The former Vonage CEO and Avaya’s new leader opened up his playbook for the unified communications powerhouse with CRN that includes a focus on cloud, cultivating transparent relationships with partners and customers and an internal ‘cultural revitalization.’

Is the focus for the company right now on cloud and converting its large base of enterprise customers to cloud-based solutions to return to growth?

It’s certainly the focus to continue to get CAPS [Cloud, Alliance Partner and Subscription revenue] to grow. Whether you bring in new customers on subscription or convert existing customers to subscription; we’ll continue to move our product into more and more of a cloud product, so now, it’s not just changing the revenue model to subscription, it’s changing the underlying product to what our large customers want and expect from us. So, again, the beauty here is that we’re several years into doing that.

There’s plenty of room [to move legacy enterprise customers into cloud]. There’s private cloud [the business] is hosting, there’s us hosting private cloud, and then there’s a true multitenant cloud solution. A lot of the noise in our industry in recent years have been around multitenant solutions. The largest of the large enterprises and governmental agencies have been slower to adopt [cloud] for a whole host of reasons, like security, so it’s given us a window to develop it in a smarter way that hits our customer set where they need it since many of them are not yet ready to go fully to some multitenancy cloud solution. But over time, those trends are going to accelerate. If you take an on-prem architecture and all you do is move it to a subscription revenue model, that’s the bottom piece of the layer the cake, then you go to a private cloud that the customer hosts, then a private cloud that we host and then ultimately, to a multi-tenant solution, there’s all sorts of add-ons that come in as you go on that progression.
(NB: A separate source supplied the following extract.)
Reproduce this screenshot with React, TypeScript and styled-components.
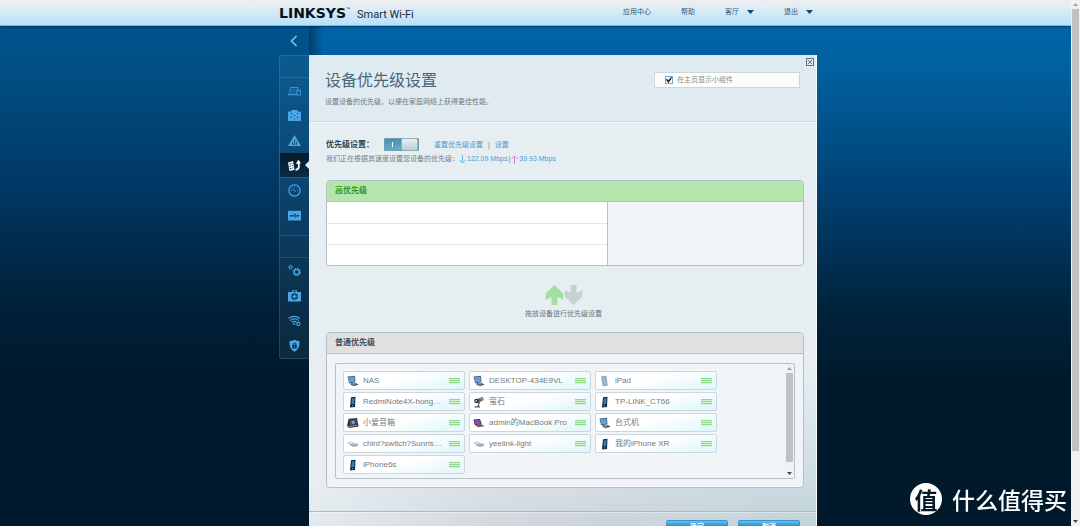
import React from 'react';
import styled, { createGlobalStyle, css } from 'styled-components';

const GlobalStyle = createGlobalStyle`
  *, *::before, *::after { box-sizing: border-box; }
  body {
    margin: 0;
    overflow: hidden;
    background: #001a2c;
    font-family: "Liberation Sans", "Noto Sans CJK SC", sans-serif;
    font-size: 7px;
    line-height: 12px;
    color: #6f7a80;
  }
  button { margin: 0; padding: 0; border: 0; background: none; font: inherit; color: inherit; cursor: pointer; }
  a { color: inherit; text-decoration: none; }
  ul, ol { margin: 0; padding: 0; list-style: none; }
  h1, h2, p { margin: 0; }
  svg { display: block; flex: none; }
`;

const Viewport = styled.div`
  display: grid;
  grid-template-columns: minmax(0, 1fr) 9px;
  height: 100vh;
`;

const Page = styled.div`
  overflow-y: auto;
  scrollbar-width: none;
  background:
    linear-gradient(90deg, rgba(0, 20, 40, 0.22) calc(50% - 227px), rgba(0, 15, 35, 0.4) calc(50% - 226px), transparent calc(50% - 212px)),
    linear-gradient(180deg, #0064a8 26px, #00619f 70px, #004477 180px, #00233c 310px, #001a2c 380px);
`;

const Container = styled.div`
  display: flex;
  width: 563px;
  max-width: 100%;
  margin: 0 auto;
  padding-left: 25px;
`;

const Header = styled.header`
  background: linear-gradient(180deg, #ededee 0, #e4eef4 6px, #b7e2fb 24px);
  border-bottom: 1px solid #7fb9dc;
  box-shadow: 0 1px 2px rgba(0, 30, 60, 0.6);
`;

const HeaderRow = styled(Container)`
  height: 25px;
  align-items: flex-start;
  padding-right: 4px;
`;

const Brand = styled.a`
  display: flex;
  align-items: baseline;
  padding-top: 4px;
  line-height: 18px;
  color: #0a1016;
`;

const Wordmark = styled.span`
  font-family: "DejaVu Sans", sans-serif;
  font-size: 14px;
  font-weight: 700;
`;

const Trademark = styled.sup`
  align-self: flex-start;
  padding-top: 2px;
  font-size: 4px;
  line-height: 6px;
`;

const Product = styled.span`
  margin-left: 7px;
  font-family: Roboto, sans-serif;
  font-size: 11px;
  color: #1c2b36;
`;

const TopNav = styled.nav`
  display: flex;
  gap: 30px;
  margin-left: auto;
  padding-top: 6px;
  color: #2d5f80;
`;

const MenuButton = styled.button`
  display: flex;
  align-items: center;
  gap: 8px;
`;

const Caret = styled.span`
  width: 7px;
  height: 4px;
  background: #0d4a72;
  clip-path: polygon(0 0, 100% 0, 50% 100%);
`;

const Sidebar = styled.aside`
  flex: none;
  width: 30px;
`;

const BackButton = styled.button`
  display: grid;
  place-items: center;
  width: 30px;
  height: 29px;
`;

const SideNav = styled.nav`
  border: 1px solid rgba(120, 190, 235, 0.2);
  border-right: 0;
  border-radius: 3px 0 0 3px;
  background: rgba(110, 180, 220, 0.1);
`;

const NavSpacer = styled.div`
  height: 21px;
`;

const NavGroup = styled.ul<{ $last?: boolean }>`
  border-top: 1px solid rgba(120, 190, 235, 0.18);
  ${(p) => !p.$last && css`
    padding-bottom: 7px;
    border-bottom: 1px solid rgba(120, 190, 235, 0.18);
  `}
`;

const NavLink = styled.a<{ $active?: boolean }>`
  display: grid;
  place-items: center;
  height: 25px;
  color: #49a7e6;
  ${(p) => p.$active && css`
    position: relative;
    color: #fff;
    background: linear-gradient(180deg, #04192a, #0b2c44);
    border-bottom: 1px solid rgba(130, 190, 225, 0.4);
    &::after {
      content: "";
      position: absolute;
      right: 0;
      top: 8px;
      width: 4px;
      height: 8px;
      background: #e8f0f4;
      clip-path: polygon(0 50%, 100% 0, 100% 100%);
    }
  `}
`;

const Panel = styled.main`
  position: relative;
  flex: 1;
  min-width: 0;
  margin-top: 29px;
  border-right: 1px solid #f7fbfd;
  background:
    radial-gradient(ellipse 300px 120px at 52% 100%, rgba(190, 197, 206, 0.75), rgba(190, 197, 206, 0) 100%),
    radial-gradient(ellipse 260px 180px at 100% 100%, rgba(180, 204, 212, 0.8), rgba(180, 204, 212, 0) 100%),
    #e6eef2;
`;

const CloseButton = styled.button`
  position: absolute;
  top: 3px;
  right: 2px;
`;

const PanelHeader = styled.header`
  display: flex;
  align-items: flex-start;
  justify-content: space-between;
  padding: 16px 16px 13px;
  background: #e0ebf1;
  border-bottom: 1px solid #cfdbe2;
  box-shadow: 0 1px 0 #f3f7f9;
`;

const Title = styled.h1`
  margin-bottom: 5px;
  font-size: 16px;
  font-weight: 400;
  line-height: 20px;
  color: #48667c;
`;

const WidgetOption = styled.label`
  display: flex;
  align-items: center;
  gap: 4px;
  width: 146px;
  height: 16px;
  margin-top: 1px;
  padding-left: 10px;
  border: 1px solid #cdd8de;
  background: #fcfdfb;
  color: #858d8f;
`;

const Checkbox = styled.input`
  appearance: none;
  display: grid;
  place-items: center;
  width: 8px;
  height: 8px;
  margin: 0;
  border: 1px solid #6fa9c6;
  background: #f2fafd;
  &:checked::after {
    content: "";
    width: 6px;
    height: 6px;
    background: #0c1c28;
    clip-path: polygon(0 45%, 18% 30%, 38% 58%, 85% 0, 100% 14%, 42% 100%);
  }
`;

const PanelBody = styled.div`
  padding: 16px 12px 23px 17px;
`;

const SettingRow = styled.div`
  display: flex;
  align-items: center;
  height: 13px;
`;

const SettingLabel = styled.label`
  width: 58px;
  font-size: 8px;
  font-weight: 700;
  color: #34444f;
`;

const Switch = styled.input`
  appearance: none;
  display: flex;
  align-items: center;
  justify-content: flex-end;
  width: 35px;
  height: 13px;
  margin: 0 15px 0 0;
  border: 1px solid #6f9cb0;
  border-radius: 1px;
  background: linear-gradient(#fff, #fff) 7px 3px / 1px 5px no-repeat, linear-gradient(180deg, #4a92b4, #64abc8);
  cursor: pointer;
  &::after {
    content: "";
    width: 17px;
    height: 13px;
    border: 1px solid #98acb4;
    border-radius: 2px;
    background: linear-gradient(180deg, #e6f1f3, #b9d0d6);
  }
`;

const Actions = styled.div`
  display: flex;
  gap: 5px;
  color: #4a9ad2;
`;

const Divider = styled.span`
  color: #5e7f95;
`;

const SpeedLine = styled.p`
  display: flex;
  align-items: center;
  margin: 2px 0 15px;
  color: #75828a;
`;

const Speed = styled.span`
  display: flex;
  align-items: center;
  gap: 1px;
  color: #4a9ad2;
`;

const Box = styled.section`
  border: 1px solid #b2c0ca;
  border-radius: 4px;
  overflow: hidden;
  background: #f0f4f8;
`;

const BoxTitle = styled.h2<{ $tone: 'high' | 'normal' }>`
  height: 21px;
  padding-left: 8px;
  border-bottom: 1px solid #b2c0ca;
  font-size: 8px;
  font-weight: 700;
  line-height: 20px;
  ${(p) => p.$tone === 'high'
    ? css`background: #b5e4ad; color: #2f9a2a;`
    : css`background: #e0e0e0; color: #3f4f5a;`}
`;

const Slots = styled.ol`
  width: 59%;
  border-right: 1px solid #b2c0ca;
  background: #fff;
`;

const Slot = styled.li`
  height: 21px;
  & + & {
    border-top: 1px solid #e2e6e9;
  }
`;

const DragHint = styled.div`
  display: flex;
  flex-direction: column;
  align-items: center;
  gap: 3px;
  padding: 19px 3px 12px 0;
  color: #6a757b;
`;

const ListFrame = styled.div`
  display: grid;
  grid-template-columns: minmax(0, 1fr) 9px;
  height: 116px;
  margin: 9px 8px 8px;
  border: 1px solid #b6c2ca;
  border-radius: 2px;
  background: #f2f5f8;
`;

const DeviceList = styled.ul`
  display: grid;
  grid-template-columns: repeat(3, 122px);
  grid-auto-rows: 19px;
  gap: 2px 4px;
  padding: 7px 7px 0;
`;

const Device = styled.li`
  display: grid;
  grid-template-columns: 12px minmax(0, 1fr) 11px;
  align-items: center;
  column-gap: 4px;
  padding: 0 4px 0 3px;
  border: 1px solid #cbd7de;
  border-radius: 2px;
  background: linear-gradient(165deg, #fff 45%, #ddf6fb 100%);
  font-size: 8px;
  color: #737a7e;
`;

const DeviceName = styled.span`
  overflow: hidden;
  text-overflow: ellipsis;
  white-space: nowrap;
`;

const Grip = styled.button`
  width: 11px;
  height: 6px;
  background: repeating-linear-gradient(180deg, #8fd98a 0 1px, #d6f2d4 1px 2px);
`;

const Scrollbar = styled.div`
  display: grid;
  grid-template-rows: 9px minmax(0, 1fr) 9px;
  background: #f1f1f1;
`;

const ScrollArrow = styled.button<{ $down?: boolean }>`
  place-self: center;
  width: 5px;
  height: 3px;
  background: ${(p) => (p.$down ? '#40454a' : '#9da1a4')};
  clip-path: ${(p) => (p.$down ? 'polygon(0 0, 100% 0, 50% 100%)' : 'polygon(50% 0, 100% 100%, 0 100%)')};
`;

const Thumb = styled.div<{ $extent: number }>`
  height: ${(p) => p.$extent}%;
  margin: 0 1px;
  background: #c1c1c1;
`;

const PanelFooter = styled.footer`
  display: flex;
  justify-content: flex-end;
  gap: 10px;
  padding: 8px 16px 12px;
  border-top: 1px solid #a9b9c1;
  box-shadow: inset 0 1px 0 rgba(255, 255, 255, 0.4);
`;

const FormButton = styled.button`
  display: flex;
  justify-content: center;
  width: 62px;
  height: 15px;
  border: 1px solid #3c93cb;
  border-radius: 2px;
  background: linear-gradient(180deg, #6cc4ee 0, #3796d3 4px, #2b86c6);
  font-weight: 700;
  line-height: 11px;
  color: #fff;
`;

const Watermark = styled.div`
  position: fixed;
  right: 13px;
  bottom: 11px;
  display: flex;
  align-items: center;
  gap: 10px;
  font-family: "Noto Sans CJK SC", sans-serif;
  font-size: 23px;
  font-weight: 500;
  line-height: 32px;
  color: #fff;
`;

const WatermarkSeal = styled.span`
  display: grid;
  place-items: center;
  width: 32px;
  height: 32px;
  border-radius: 50%;
  background: #fff;
  color: #04192a;
  line-height: 30px;
  font-weight: 700;
`;

const GearShape = ({ x, y, r, w }: { x: number; y: number; r: number; w: number }) => (
  <g fill="none" stroke="currentColor">
    <circle cx={x} cy={y} r={r} strokeWidth={w} />
    <circle cx={x} cy={y} r={r + w * 0.8} strokeWidth={w * 0.7} strokeDasharray={`${((r + w * 0.8) * Math.PI) / 8}`} />
  </g>
);

type NavName = 'devices' | 'guest' | 'parental' | 'priority' | 'speed' | 'storage' | 'connectivity' | 'troubleshoot' | 'wireless' | 'security';

const navShapes: Record<NavName, React.ReactNode> = {
  devices: (
    <g fill="none" stroke="currentColor" opacity="0.8">
      <path d="M2 9V3.500h8V6" />
      <path d="M0 10.500h9" strokeWidth="1.600" />
      <rect x="9" y="6.500" width="3.500" height="4.500" />
      <path d="M3 4.500h6v4H3z" fill="currentColor" stroke="none" opacity="0.3" />
    </g>
  ),
  guest: (
    <>
      <path d="M3.500 2.500V1h6v1.500H12q1 0 1 1V11q0 1-1 1H1q-1 0-1-1V3.500q0-1 1-1z" fill="currentColor" />
      <path d="M3 4.500h1.300M8.800 4.500H10M2.500 8.300h1.500M9 8.300h1.500M5.900 6.500h1.200M6.500 9.500v1" stroke="#145684" />
    </>
  ),
  parental: (
    <>
      <path d="M6.500 1L13 12H0z" fill="currentColor" />
      <path d="M4.700 8v3M6.500 5.500V8M6.500 9v2M8.300 7.500V11" stroke="#0f4468" />
    </>
  ),
  priority: (
    <>
      <path d="M0 3.500l5-1.500 1.500 8.700L1.500 12z" fill="currentColor" />
      <path d="M1.200 5.200l1.300-.3M3.600 4.600l1-.2M1.600 7.400l1.300-.3M4 6.800l1-.2M2 9.700l1.300-.3M4.400 9.100l1-.2" stroke="#0a2438" />
      <path d="M7.500 10.800q3.700-.3 3.300-4V3.500" fill="none" stroke="currentColor" strokeWidth="1.800" />
      <path d="M7.800 5L10.300.8 13 4.300z" fill="currentColor" />
    </>
  ),
  speed: (
    <g fill="none" stroke="currentColor">
      <circle cx="6.500" cy="6.500" r="5.600" strokeWidth="1.200" />
      <path d="M4.500 4.500l3 3.200M6.500 2.600v.8M10 6.500h-.8M3 6.500h.8M9 4l-.5.500" />
    </g>
  ),
  storage: (
    <>
      <path d="M0 1.800h13v9.700H0z" fill="currentColor" />
      <path d="M2 6.800h8.500M4.500 6.800L6 5.300h2M5.500 6.800L7 8.300h1.500" fill="none" stroke="#0b334f" strokeWidth="0.800" />
      <circle cx="2.800" cy="6.800" r="0.900" fill="#0b334f" />
      <path d="M9.500 5.500l2 1.300-2 1.300z" fill="#0b334f" />
    </>
  ),
  connectivity: (
    <>
      <GearShape x={2.600} y={3.200} r={1.400} w={1} />
      <GearShape x={8.800} y={8} r={2.600} w={1.400} />
    </>
  ),
  troubleshoot: (
    <>
      <path d="M4 3V1.200h5V3h4v9.500H0V3z" fill="currentColor" />
      <path d="M5 3v-.8h3V3z" fill="#0a2a42" />
      <circle cx="6.500" cy="7.500" r="3.200" fill="#0b2b43" />
      <path d="M6.500 5.300v4.400M4.300 7.500h4.400" stroke="currentColor" strokeWidth="1.400" />
    </>
  ),
  wireless: (
    <g fill="none" stroke="currentColor" strokeWidth="1.100">
      <path d="M.5 4.500Q6 .2 12 4.500M2 6.700Q6.200 3.200 10.800 6.500M3.800 8.600Q6.200 6.500 8.500 8" />
      <circle cx="10.300" cy="10" r="1.600" />
      <circle cx="6.300" cy="10" r="0.500" />
    </g>
  ),
  security: (
    <>
      <path d="M6.500.8Q9 2.200 11.500 2q.5 8-5 10.800Q1 10 1.500 2 4 2.200 6.500.8z" fill="currentColor" />
      <path d="M4.300 6h4.400v3.500H4.300z" fill="#0b2b43" />
      <path d="M5.200 6V4.800q1.300-1.800 2.600 0V6" fill="none" stroke="#0b2b43" />
      <path d="M6.500 7v1.500" stroke="currentColor" />
    </>
  ),
};

type DeviceKind = 'desktop' | 'phone' | 'tablet' | 'camera' | 'speaker' | 'laptop' | 'plug';

const deviceShapes: Record<DeviceKind, React.ReactNode> = {
  desktop: (
    <>
      <path d="M.5 1.500l7.500-.7.500 6.700-6.500.7z" fill="#4a6480" />
      <path d="M1.300 2.200l6-.5.400 5-5.300.5z" fill="#5aa3e0" />
      <path d="M3.500 8l2.500-.3 1 1.300 3-.5 1.500 1.300L7 11.300 3.500 10z" fill="#69737b" />
      <path d="M7.500 8.500l3 1" stroke="#39434b" />
    </>
  ),
  phone: (
    <>
      <path d="M4 1.200L8.500.8 8 11l-5 .5z" fill="#17293b" />
      <path d="M4.900 2.600l2.700-.3-.4 5.700-2.700.3z" fill="#2f7fb5" />
      <path d="M5 9.800l1.200-.1" stroke="#8fa4b2" />
    </>
  ),
  tablet: (
    <>
      <path d="M2 1.200L7.500.8l1.300 10-5 .7z" fill="#9fb0bd" />
      <path d="M3 2.200l3.800-.3 1 7.800-3.700.5z" fill="#7fa9c6" />
      <path d="M4.200 4l2-.2M4.500 6l2-.2M4.800 8l2-.2" stroke="#c4d9e6" />
    </>
  ),
  camera: (
    <>
      <path d="M3 3.500L9.500.8 11 4 5 7z" fill="#6a6f73" />
      <circle cx="3.500" cy="5" r="2.300" fill="#2f3336" />
      <circle cx="3.200" cy="5" r="0.900" fill="#c9d0d4" />
      <path d="M6.500 6L5 10.500M1.500 10.800H7" stroke="#55595c" strokeWidth="1.200" />
      <path d="M8.500 2.200l1 2.300" stroke="#bcc2c6" />
    </>
  ),
  speaker: (
    <>
      <path d="M1.500 1.800L10 1l1.500 8.500L2 11 0 9z" fill="#3a3634" />
      <path d="M2.500 3l6.500-.7.8 5.200-6.800 1z" fill="#33527c" />
      <circle cx="6.200" cy="5.300" r="1.600" fill="#8ea5bd" />
      <path d="M1 9.500l9-1.100" stroke="#a08862" />
    </>
  ),
  laptop: (
    <>
      <path d="M.5 2.500L7 2l1.800 5.500-7 .5z" fill="#30264a" />
      <path d="M1.300 3.200l5.200-.4 1.300 4-5.500.5z" fill="#9446c8" />
      <path d="M2 8l7-.5 2.500 1.700L5 10.200z" fill="#5d6468" />
    </>
  ),
  plug: (
    <>
      <path d="M.5 4.500l4-1 3 1.800 4 .4-1 2-4 .8-4-2z" fill="#a9b8c0" />
      <path d="M1.500 4.700l3-.6 2 1.300-2.500.8z" fill="#dfe8ec" />
      <path d="M3 6.800l3.500 1.600 4-.8" fill="none" stroke="#7c8b94" strokeWidth="0.700" />
    </>
  ),
};

const mainNav: [NavName, string][] = [
  ['devices', '设备列表'],
  ['guest', '访客访问'],
  ['parental', '家长控制'],
  ['priority', '设备优先级设置'],
  ['speed', '速度测试'],
  ['storage', '外部存储'],
];

const settingsNav: [NavName, string][] = [
  ['connectivity', '连接'],
  ['troubleshoot', '故障排除'],
  ['wireless', '无线'],
  ['security', '安全'],
];

const devices: [DeviceKind, string][] = [
  ['desktop', 'NAS'],
  ['desktop', 'DESKTOP-434E9VL'],
  ['tablet', 'iPad'],
  ['phone', 'RedmiNote4X-hong…'],
  ['camera', '萤石'],
  ['phone', 'TP-LINK_CT66'],
  ['speaker', '小爱音箱'],
  ['laptop', 'admin的MacBook Pro'],
  ['desktop', '台式机'],
  ['plug', 'chint?switch?Sunris…'],
  ['plug', 'yeelink-light'],
  ['phone', '我的iPhone XR'],
  ['phone', 'iPhone6s'],
];

const NavItems = ({ items }: { items: [NavName, string][] }) => (
  <>
    {items.map(([name, label]) => (
      <li key={name}>
        <NavLink href={`#${name}`} aria-label={label} $active={name === 'priority'}>
          <svg width="13" height="13" viewBox="0 0 13 13">{navShapes[name]}</svg>
        </NavLink>
      </li>
    ))}
  </>
);

const SpeedArrow = ({ up }: { up?: boolean }) => (
  <svg width="7" height="9" viewBox="0 0 7 9" fill="none" stroke={up ? '#df7fd0' : '#6cb6e6'}>
    <path d={up ? 'M3.500 9V1M.5 4l3-3 3 3' : 'M3.500 0v8M.5 5l3 3 3-3'} />
  </svg>
);

export default function App() {
  return (
    <>
      <GlobalStyle />
      <Viewport lang="zh-CN">
        <Page>
          <Header>
            <HeaderRow>
              <Brand href="#home">
                <Wordmark>LINKSYS</Wordmark>
                <Trademark>™</Trademark>
                <Product>Smart Wi-Fi</Product>
              </Brand>
              <TopNav>
                <a href="#apps">应用中心</a>
                <a href="#help">帮助</a>
                <MenuButton>客厅<Caret /></MenuButton>
                <MenuButton>退出<Caret /></MenuButton>
              </TopNav>
            </HeaderRow>
          </Header>
          <Container>
            <Sidebar>
              <BackButton aria-label="返回">
                <svg width="8" height="12" viewBox="0 0 8 12" fill="none" stroke="#7cc4ee" strokeWidth="1.600">
                  <path d="M6.500 1l-5 5 5 5" />
                </svg>
              </BackButton>
              <SideNav>
                <NavSpacer />
                <NavGroup><NavItems items={mainNav} /></NavGroup>
                <NavSpacer />
                <NavGroup $last><NavItems items={settingsNav} /></NavGroup>
              </SideNav>
            </Sidebar>
            <Panel>
              <PanelHeader>
                <div>
                  <Title>设备优先级设置</Title>
                  <p>设置设备的优先级，以便在家庭网络上获得更佳性能。</p>
                </div>
                <WidgetOption>
                  <Checkbox type="checkbox" defaultChecked />
                  在主页显示小组件
                </WidgetOption>
              </PanelHeader>
              <CloseButton aria-label="关闭">
                <svg width="8" height="8" viewBox="0 0 8 8" fill="none" stroke="#5d7482">
                  <rect x="0.500" y="0.500" width="7" height="7" />
                  <path d="M2 2l4 4M6 2L2 6" />
                </svg>
              </CloseButton>
              <PanelBody>
                <SettingRow>
                  <SettingLabel htmlFor="prioritization">优先级设置：</SettingLabel>
                  <Switch id="prioritization" type="checkbox" role="switch" defaultChecked />
                  <Actions>
                    <a href="#reset">重置优先级设置</a>
                    <Divider>|</Divider>
                    <a href="#settings">设置</a>
                  </Actions>
                </SettingRow>
                <SpeedLine>
                  我们正在根据其速度设置您设备的优先级：
                  <Speed>
                    <SpeedArrow />122.09 Mbps<Divider>|</Divider><SpeedArrow up />39.93 Mbps
                  </Speed>
                </SpeedLine>
                <Box>
                  <BoxTitle $tone="high">高优先级</BoxTitle>
                  <Slots>
                    <Slot />
                    <Slot />
                    <Slot />
                  </Slots>
                </Box>
                <DragHint>
                  <svg width="38" height="20" viewBox="0 0 38 20">
                    <path d="M9.500 0L18.300 8.500V15L12.500 12V20h-6v-8L.7 15V8.500z" fill="#a5dfa0" />
                    <path d="M28.500 20l8.800-8.500V5L31.500 8V0h-6v8L19.700 5v6.500z" fill="#c8d0d6" />
                  </svg>
                  拖放设备进行优先级设置
                </DragHint>
                <Box>
                  <BoxTitle $tone="normal">普通优先级</BoxTitle>
                  <ListFrame>
                    <DeviceList>
                      {devices.map(([kind, name]) => (
                        <Device key={name}>
                          <svg width="12" height="12" viewBox="0 0 12 12">{deviceShapes[kind]}</svg>
                          <DeviceName>{name}</DeviceName>
                          <Grip aria-label={`拖动 ${name}`} />
                        </Device>
                      ))}
                    </DeviceList>
                    <Scrollbar>
                      <ScrollArrow aria-label="向上滚动" />
                      <Thumb $extent={93} />
                      <ScrollArrow $down aria-label="向下滚动" />
                    </Scrollbar>
                  </ListFrame>
                </Box>
              </PanelBody>
              <PanelFooter>
                <FormButton>确定</FormButton>
                <FormButton>取消</FormButton>
              </PanelFooter>
            </Panel>
          </Container>
        </Page>
        <Scrollbar>
          <ScrollArrow aria-label="向上滚动" />
          <Thumb $extent={87} />
          <ScrollArrow $down aria-label="向下滚动" />
        </Scrollbar>
      </Viewport>
      <Watermark>
        <WatermarkSeal>值</WatermarkSeal>
        什么值得买
      </Watermark>
    </>
  );
}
I think we’re still really early innings with this with our customer base.

Is there any room to offload some of the customization work that Avaya does for some large enterprise customers to partners?

There definitely is. I’ve had some very preliminary conversations about [this]. Frequently, there’s a partner who’s down the street from a particular customer and there’s work that needs to be done that they’re clearly better suited for compared to us. So, I want to make sure that we focus on what we do well and scale the projects that we can do well, and make sure that we partner with our partners for them to do their part —it’s good for their business [and] it’s good for our business. Most importantly, it’s the best answer for a good customer. The North Star is what’s in the best interest of that customer.

 
Gina Narcisi

Gina Narcisi is a senior editor covering the networking and telecom markets for CRN.com. Prior to joining CRN, she covered the networking, unified communications and cloud space for TechTarget. She can be reached at gnarcisi@thechannelcompany.com.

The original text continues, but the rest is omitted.